When you’re constipated, your body isn’t able to get rid of waste like it needs to. Having it every once in a while is common, but if you’re dealing with symptoms for more than 3 months, your constipation is chronic. And that raises your chance of having complications.

The problems most often happen in the places where stool leaves your body.

When you’re constipated, you’re more likely to push hard to try to go. That can make the veins around your rectum and anus swell. These swollen veins are called hemorrhoids, or piles. They’re like varicose veins around your anus. They can be external, which means they’re under the skin around the anus, or internal, which means they’re in the lining of your anus or rectum.

Hemorrhoids can itch and be painful. They can cause bleeding when you have a bowel movement. You may see streaks of blood on your toilet paper when you wipe. Sometimes blood can pool inside a hemorrhoid, which can cause a painful, hard lump. You may also get skin tags, blood clots, or infections from your hemorrhoids.

Passing hard stools or straining to pass stools can tear the tissue around your anus. These tears are anal fissures. They cause itching, pain, and bleeding. Because the symptoms of anal fissures make going to the bathroom more difficult, they can make constipation worse. This happens often in children who hold in their stool out of fear of the pain.

The tears are usually very small. But sometimes they can grow larger and affect the ring of muscle at the opening of your anus that keeps it closed. This kind of anal fissure is harder to heal. You may need medication or surgery to fix the problem. Once you’ve had an anal fissure, you’re more likely to get another one.

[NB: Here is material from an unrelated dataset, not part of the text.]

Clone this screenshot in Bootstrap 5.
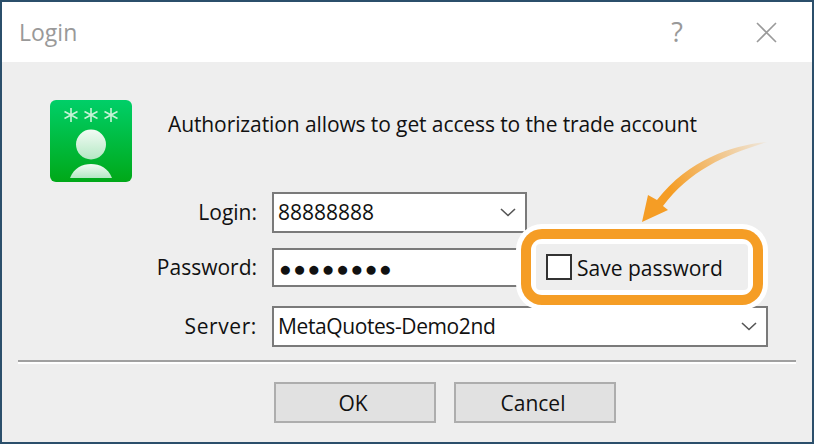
<!DOCTYPE html>
<html lang="en">
<head>
  <meta charset="UTF-8" />
  <meta name="viewport" content="width=device-width, initial-scale=1" />
  <title>Login</title>
  <link href="https://cdn.jsdelivr.net/npm/bootstrap@5.3.3/dist/css/bootstrap.min.css" rel="stylesheet" />
  <style>
    html, body { height: 100%; margin: 0; background: #eeeeee; overflow: hidden; }
    body { font-family: "Open Sans", "Noto Sans", sans-serif; font-size: 21px; color: #111; }

    .dlg-window { position: relative; width: 814px; height: 444px; border: 2px solid #2b4f6b; background: #eeeeee; }

    .dlg-title { height: 60px; background: #fff; padding: 0 35px 0 17px; }
    .dlg-title-text { color: #999; font-size: 23px; }
    .dlg-help { color: #999; font-size: 27px; margin-right: 73px; }

    .dlg-head { padding: 38px 0 0 48px; height: 120px; }
    .dlg-head-text { margin-left: 36px; margin-bottom: 32px; letter-spacing: -0.1px; }
    .app-icon { display: block; width: 82px; height: 82px; }

    .dlg-form { padding: 10px 0 0 48px; }
    .field-row { margin-bottom: 15px; }
    .field-row.is-pass { margin-bottom: 19px; }
    .field-label { width: 207px; text-align: right; margin-right: 15px; padding-top: 1px; }
    .field-label.is-server { letter-spacing: 0.6px; }

    .field-box, .field-box:focus {
      height: 41px;
      width: 255px;
      padding: 1px 30px 0 4px;
      border: 2px solid #7a7a7a;
      border-radius: 0;
      box-shadow: none;
      color: #111;
      font-size: 21px;
      background-color: #fff;
    }
    select.field-box {
      background-image: url("data:image/svg+xml,%3csvg xmlns='http://www.w3.org/2000/svg' viewBox='0 0 16 9'%3e%3cpath fill='none' stroke='%23555' stroke-width='1.6' d='M1 1l7 6.5L15 1'/%3e%3c/svg%3e");
      background-position: right 9px center;
      background-size: 16px 9px;
    }
    .field-box.is-short { height: 39px; padding-left: 5px; letter-spacing: 1.6px; }
    .field-box.is-wide { width: 496px; letter-spacing: -0.4px; }

    .dlg-rule { width: 778px; margin: 13px 0 0 16px; height: 4px; border-top: 2px solid #a0a0a0; border-bottom: 2px solid #fff; opacity: 1; background: none; }

    .dlg-actions { padding: 18px 0 0 272px; gap: 18px; }
    .dlg-btn, .dlg-btn:hover {
      width: 162px;
      height: 41px;
      padding: 2px 4px 0 0;
      background: #e1e1e1;
      border: 2px solid #adadad;
      border-radius: 0;
      color: #111;
      font-size: 21px;
    }

    /* callout over the save password checkbox */
    .save-halo {
      position: absolute;
      left: 514px;
      top: 222px;
      width: 252px;
      height: 86px;
      padding: 5px;
      background: #fff;
      border-radius: 26px;
    }
    .save-ring { height: 100%; padding: 10px; background: #f59d25; border-radius: 21px; }
    .save-inner { height: 100%; padding: 5px; background: #fff; border-radius: 11px; }
    .save-body { height: 100%; padding-left: 10px; background: #eeeeee; border-radius: 4px; }
    .save-box { width: 26px; height: 26px; border: 2px solid #333; background: #fff; margin-right: 5px; }
    .save-label { padding-top: 3px; }

    .call-arrow { position: absolute; left: 0; top: 0; width: 814px; height: 444px; pointer-events: none; }
  </style>
</head>
<body>
  <div class="dlg-window">

    <div class="dlg-title d-flex align-items-center">
      <span class="dlg-title-text me-auto">Login</span>
      <span class="dlg-help">?</span>
      <svg width="21" height="21" viewBox="0 0 21 21"><path d="M1 1l19 19M20 1L1 20" fill="none" stroke="#9a9a9a" stroke-width="1.6"/></svg>
    </div>

    <div class="dlg-head d-flex align-items-center">
      <svg class="app-icon" viewBox="0 0 82 82">
        <defs>
          <linearGradient id="iconBg" x1="0" y1="0" x2="0" y2="1">
            <stop offset="0" stop-color="#00cf68" />
            <stop offset="1" stop-color="#00a818" />
          </linearGradient>
          <linearGradient id="iconFg" x1="0" y1="0" x2="0" y2="1">
            <stop offset="0" stop-color="#f2fbf4" />
            <stop offset="1" stop-color="#b4e8c4" />
          </linearGradient>
        </defs>
        <rect width="82" height="82" rx="6" fill="url(#iconBg)" />
        <g stroke="#c8f3d8" stroke-width="1.6" fill="none">
          <path d="M21 8v14M14.500 11.500l13 7M27.500 11.500l-13 7" />
          <path d="M41 8v14M34.500 11.500l13 7M47.500 11.500l-13 7" />
          <path d="M61 8v14M54.500 11.500l13 7M67.500 11.500l-13 7" />
        </g>
        <circle cx="41" cy="44.500" r="15" fill="url(#iconFg)" />
        <path d="M20 78c4-10 12-14 21-14s17 4 21 14z" fill="url(#iconFg)" />
      </svg>
      <div class="dlg-head-text">Authorization allows to get access to the trade account</div>
    </div>

    <div class="dlg-form">
      <div class="field-row d-flex align-items-center">
        <label class="field-label">Login:</label>
        <select class="form-select field-box"><option>88888888</option></select>
      </div>
      <div class="field-row is-pass d-flex align-items-center">
        <label class="field-label">Password:</label>
        <input class="form-control field-box is-short" type="text" value="●●●●●●●●" />
      </div>
      <div class="d-flex align-items-center">
        <label class="field-label is-server">Server:</label>
        <select class="form-select field-box is-wide"><option>MetaQuotes-Demo2nd</option></select>
      </div>
    </div>

    <hr class="dlg-rule" />

    <div class="dlg-actions d-flex">
      <button class="btn dlg-btn" type="button">OK</button>
      <button class="btn dlg-btn" type="button">Cancel</button>
    </div>

    <div class="save-halo">
      <div class="save-ring">
        <div class="save-inner">
          <div class="save-body d-flex align-items-center">
            <span class="save-box"></span>
            <span class="save-label">Save password</span>
          </div>
        </div>
      </div>
    </div>

    <svg class="call-arrow" viewBox="2 2 814 444">
      <defs>
        <linearGradient id="tailFade" gradientUnits="userSpaceOnUse" x1="767" y1="142" x2="670" y2="190">
          <stop offset="0" stop-color="#f59d25" stop-opacity="0.08" />
          <stop offset="1" stop-color="#f59d25" />
        </linearGradient>
      </defs>
      <path d="M767 142C735 145 690 158 657 200L648 195L642 222L668 210L663 206C690 170 725 155 767 142Z" fill="url(#tailFade)" />
    </svg>

  </div>

  <script src="https://cdn.jsdelivr.net/npm/bootstrap@5.3.3/dist/js/bootstrap.bundle.min.js"></script>
</body>
</html>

When you can’t get stool out of your body, it can start to stick together in your intestines. The hardened mass gets stuck and causes a blockage. The squeezing your colon normally uses to push stool out of your body can’t move it because it’s too large and hard.

It can cause pain and vomiting. You may even have to go to the emergency room for treatment. Children and older adults are more likely to have fecal impaction.

Your rectum, the final part of your large intestine, ends at your anus. When you’re constantly straining to pass stools, it can stretch and slip outside your body. Sometimes just part of the rectum comes out, but sometimes the whole thing does.

It can be painful and may cause bleeding. It can sometimes be hard to tell if you have rectal prolapse or hemorrhoids, since both cause bulging out of the anus, but they’re two different conditions that need to be treated differently.